These three things will destroy finding our new purpose
Updated: Jan 6
In her new book, “Option B”, Sheryl Sandberg* lists three things that stunt recovery from this tragedy of losing this significant person in our life.
The belief that we are at fault.
The belief that an event will affect all areas of our life
The belief that the aftershocks will last forever.
“The three P’s play like the flip side of the pop song “Everything is Awesome” – “Everything is Awful”. The loop in our head repeats, “It’s my fault this is awful. My whole life is awful. And it’s always going to be awful.””
These feelings are normal.
To give into these feelings and to let them rule our life is what becomes the destroyer of our healing.
On the night before Terry passed, she had fallen and hit her head. When I checked it, it didn’t look bad. So, she went to bed, and I checked on her a little later, after I went to bed. I awoke to her struggled breathing at 3:30 and she didn’t recover.
When at the hospital, I was suffering through so many thoughts and feelings, emotions and numbness. My honey was in that hospital room, and I felt so much fear that I was losing her. Afterwards, I started the “what if” questions. What if … What If… Too many to describe, and too many that will bring up another round of remorse. What I did, eventually, reconcile with was that this was God’s timing for her. Many of my medical friends explained that the head bleed was so severe, that nothing would have helped. As I reflected on our life, I started to realize how strong of a lady she was; putting up with so many trials, troubles, and circumstances. All the while, never a complaint; always a smile and an encouragement to me and so many around me. My lady had spent 45 years with me. These were the best 45 years of my life. What I can dwell on is that, not beating myself up over something that I couldn’t control. I can’t, and won’t, take it personal.
As this grief continues, I often find myself wondering how I am going to replace a “45 year hole” in my life. Will these feeling continue, forever. Well, yes, these feelings will continue forever. But the feeling that I describe here are not the feelings of hopelessness. But, feelings of love, happiness, memories of good times, seeing her smile in so many things. Feelings of joy (yes, that is starting back into my life) when I sit in “our spot” and gaze at a lake, river, stream, and ocean. When I do these things, I remember how much she loved to look at the water; even when traveling down the highway at 70 miles an hour trying to spot a quick glance at a water fall. This pervasiveness is in all parts of my life. I still hurt when I think of her. And, I can feel her joy in so many areas of my life.

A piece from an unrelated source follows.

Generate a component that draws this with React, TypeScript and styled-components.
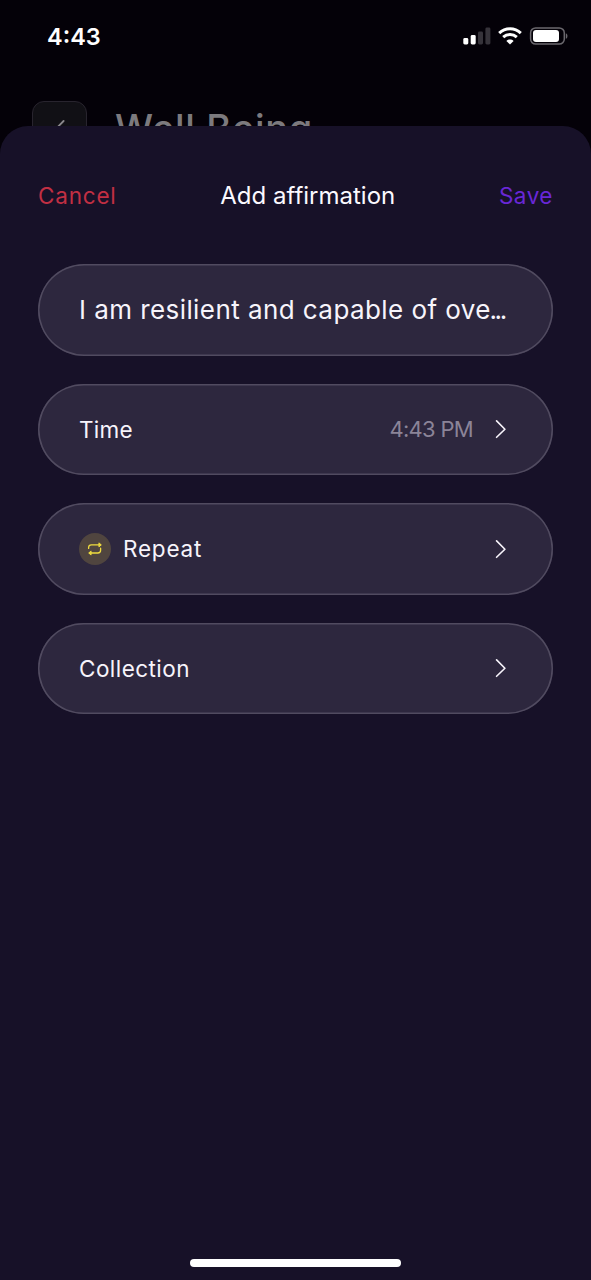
import React from 'react';
import styled, { createGlobalStyle } from 'styled-components';

const GlobalStyle = createGlobalStyle`
  *, *::before, *::after { box-sizing: border-box; }
  html, body { margin: 0; padding: 0; background: #040108; }
  body { font-family: Inter, "Liberation Sans", sans-serif; overflow: hidden; }
  button, input { font-family: inherit; border: 0; padding: 0; margin: 0; background: none; }
`;

const Screen = styled.div`
  display: flex;
  flex-direction: column;
  width: 591px;
  height: 1280px;
  overflow: hidden;
  background: #040108;
`;

const StatusBar = styled.header`
  display: flex;
  justify-content: space-between;
  align-items: center;
  flex: none;
  height: 72px;
  padding: 0 23px 0 47px;
`;

const Label = styled.span<{ $size: number; $color?: string; $weight?: number; $spacing?: number }>`
  font-size: ${(p) => p.$size}px;
  font-weight: ${(p) => p.$weight ?? 400};
  line-height: 1.3;
  color: ${(p) => p.$color ?? '#f7f4fb'};
  letter-spacing: ${(p) => p.$spacing ?? 0}px;
  white-space: nowrap;
`;

const Clock = styled(Label)`
  padding-top: 2px;
`;

const Dots = styled.span`
  margin-left: -1.5px;
  letter-spacing: -2.3px;
`;

const StatusIcons = styled.div`
  display: flex;
  align-items: center;
  gap: 7px;
`;

const Backdrop = styled.div`
  display: flex;
  align-items: flex-start;
  flex: none;
  height: 54px;
  padding: 29px 0 0 32px;
  gap: 28px;
  overflow: hidden;
`;

const BackButton = styled.div`
  display: flex;
  align-items: center;
  justify-content: center;
  width: 55px;
  height: 55px;
  border: 1.5px solid #28242e;
  border-radius: 12px;
  background: #111015;
`;

const PageTitle = styled.h1`
  margin: 4px 0 0;
  font-size: 38px;
  font-weight: 500;
  line-height: 46px;
  letter-spacing: 0.7px;
  color: #7c7a7e;
  white-space: nowrap;
`;

const Sheet = styled.main`
  display: flex;
  flex-direction: column;
  flex: 1;
  padding: 48px 38px 13px;
  border-radius: 28px 28px 0 0;
  background: #171128;
`;

const SheetHeader = styled.div`
  display: flex;
  justify-content: space-between;
  align-items: center;
  height: 44px;
  margin-bottom: 46.3px;
`;

const Fields = styled.div`
  display: flex;
  flex-direction: column;
  gap: 28.2px;
`;

const Field = styled.div`
  display: flex;
  align-items: center;
  height: 91.3px;
  padding: 0 47px 0 41px;
  border-radius: 46px;
  background: #2d273e;
  box-shadow: inset 0 0 0 1.5px #514b60;
`;

const Trailing = styled.div`
  display: flex;
  align-items: center;
  gap: 21px;
  margin-left: auto;
`;

const RepeatBadge = styled.span`
  display: flex;
  align-items: center;
  justify-content: center;
  width: 32px;
  height: 32px;
  margin-right: 12px;
  border-radius: 50%;
  background: #50453f;
`;

const HomeIndicator = styled.div`
  width: 211px;
  height: 8px;
  margin: auto auto 0;
  border-radius: 4px;
  background: #fff;
`;

const Signal = () => (
  <svg width="28" height="18" viewBox="0 0 28 18">
    <rect x="0.3" y="11" width="5" height="6.5" rx="1.4" fill="#fff" />
    <rect x="7.7" y="8" width="5" height="9.5" rx="1.4" fill="#fff" />
    <rect x="15" y="4.5" width="5" height="13" rx="1.4" fill="#36333a" />
    <rect x="22.4" y="0.5" width="5" height="17" rx="1.4" fill="#36333a" />
  </svg>
);

const Wifi = () => (
  <svg width="24" height="18" viewBox="0 0 24 18" fill="none" stroke="#fff" strokeWidth="3">
    <path d="M1.2 6.1C7.2 0.4 16.8 0.4 22.8 6.1" />
    <path d="M5.2 10.2C9 6.7 15 6.7 18.8 10.2" />
    <path d="M12 17.6 8.4 13.9C10.4 12 13.6 12 15.6 13.9Z" fill="#fff" stroke="none" />
  </svg>
);

const Battery = () => (
  <svg width="39" height="18" viewBox="0 0 39 18">
    <rect x="1.6" y="0.9" width="33.7" height="16.2" rx="5" fill="none" stroke="#6b686e" strokeWidth="1.5" />
    <rect x="4" y="3" width="26" height="12" rx="3" fill="#fff" />
    <path d="M36.8 6.2C39 7 39 11 36.8 11.8Z" fill="#6b686e" />
  </svg>
);

const Chevron = () => (
  <svg width="12" height="20" viewBox="0 0 12 20" fill="none" stroke="#f7f4fb" strokeWidth="1.6" strokeLinecap="round" strokeLinejoin="round">
    <path d="M2.6 1.9 10.9 10.2 2.6 18.3" />
  </svg>
);

const RepeatIcon = () => (
  <svg width="16" height="14" viewBox="0 0 16 14" fill="none" stroke="#eedb3f" strokeWidth="1.3" strokeLinecap="round" strokeLinejoin="round">
    <path d="M1.6 6.4V5.6Q1.6 2.9 4.4 2.9H13.5" />
    <path d="M12.2 1.1 14.3 2.9 12.2 4.7Z" fill="#eedb3f" strokeWidth="0.9" />
    <path d="M13.6 6.2V8.2Q13.6 11 10.8 11H2.5" />
    <path d="M3.8 9.2 1.7 11 3.8 12.8Z" fill="#eedb3f" strokeWidth="0.9" />
  </svg>
);

export default function App() {
  return (
    <>
      <GlobalStyle />
      <Screen>
        <StatusBar>
          <Clock $size={23.5} $weight={600} $color="#fff">4:43</Clock>
          <StatusIcons>
            <Signal />
            <Wifi />
            <Battery />
          </StatusIcons>
        </StatusBar>
        <Backdrop>
          <BackButton>
            <svg width="12" height="20" viewBox="0 0 12 20" fill="none" stroke="#8a888c" strokeWidth="1.8" strokeLinecap="round">
              <path d="M9.6 2 1.8 10 9.6 18" />
            </svg>
          </BackButton>
          <PageTitle>Well Being</PageTitle>
        </Backdrop>
        <Sheet>
          <SheetHeader>
            <Label as="button" $size={22.5} $color="#c12f43" $spacing={0.8}>Cancel</Label>
            <Label $size={24} $color="#fbf9ff">Add affirmation</Label>
            <Label as="button" $size={22.5} $color="#6927d6" $spacing={0.5}>Save</Label>
          </SheetHeader>
          <Fields>
            <Field>
              <Label $size={26} $spacing={0.43}>I am resilient and capable of ove<Dots>...</Dots></Label>
            </Field>
            <Field>
              <Label $size={22.5} $spacing={0.3}>Time</Label>
              <Trailing>
                <Label $size={22} $color="#8b8498" $spacing={-0.7}>4:43 PM</Label>
                <Chevron />
              </Trailing>
            </Field>
            <Field>
              <RepeatBadge><RepeatIcon /></RepeatBadge>
              <Label $size={22.5} $spacing={0.8}>Repeat</Label>
              <Trailing><Chevron /></Trailing>
            </Field>
            <Field>
              <Label $size={22.5} $spacing={0.45}>Collection</Label>
              <Trailing><Chevron /></Trailing>
            </Field>
          </Fields>
          <HomeIndicator />
        </Sheet>
      </Screen>
    </>
  );
}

The aftershocks of grief continue every day. This, too, is normal. In the song “You Make Me Brave”, by Amanda Cook, there is a verse. “Your love in wave after wave crashes over me”. When I heard this, it got me to thinking. Like the ocean waves, my grief keeps crashing over me from time to time. The waves of grief, like the waves of God’s love, crashing over me, are washing me cleaner as the days progress.
Today, these waves provide me with God’s comfort. I know it is OK to cry, laugh, love, remember, and cry out to God. The waves of Grief may be permanent, but God is using these as a cleansing stream to, as the song says, Make Me Brave.
As I continue down this new path in life:
I am taking it personal. I want to fulfill the life that my honey and I started and to live up to the promise I made to her to live my life in service as an honor to her memory.
I am using these feelings and this experience to allow this change in my life to be pervasive. To invade every part of my being to push me and motivate me to remember that this is not a 45 year hole, but 45 years of love, life, happiness, memories, and to use these in my efforts to find my new purpose in life; a purpose that is an honor to my honey and to my God.
While these feelings are Permanent, the permanency of all the good things are what I am working on to be the relevant parts of this new life. A life that keeps my honey in my heart, but also allows me to be me.
As I saw in another post – “Celebrate the life of your deceased by living yours”.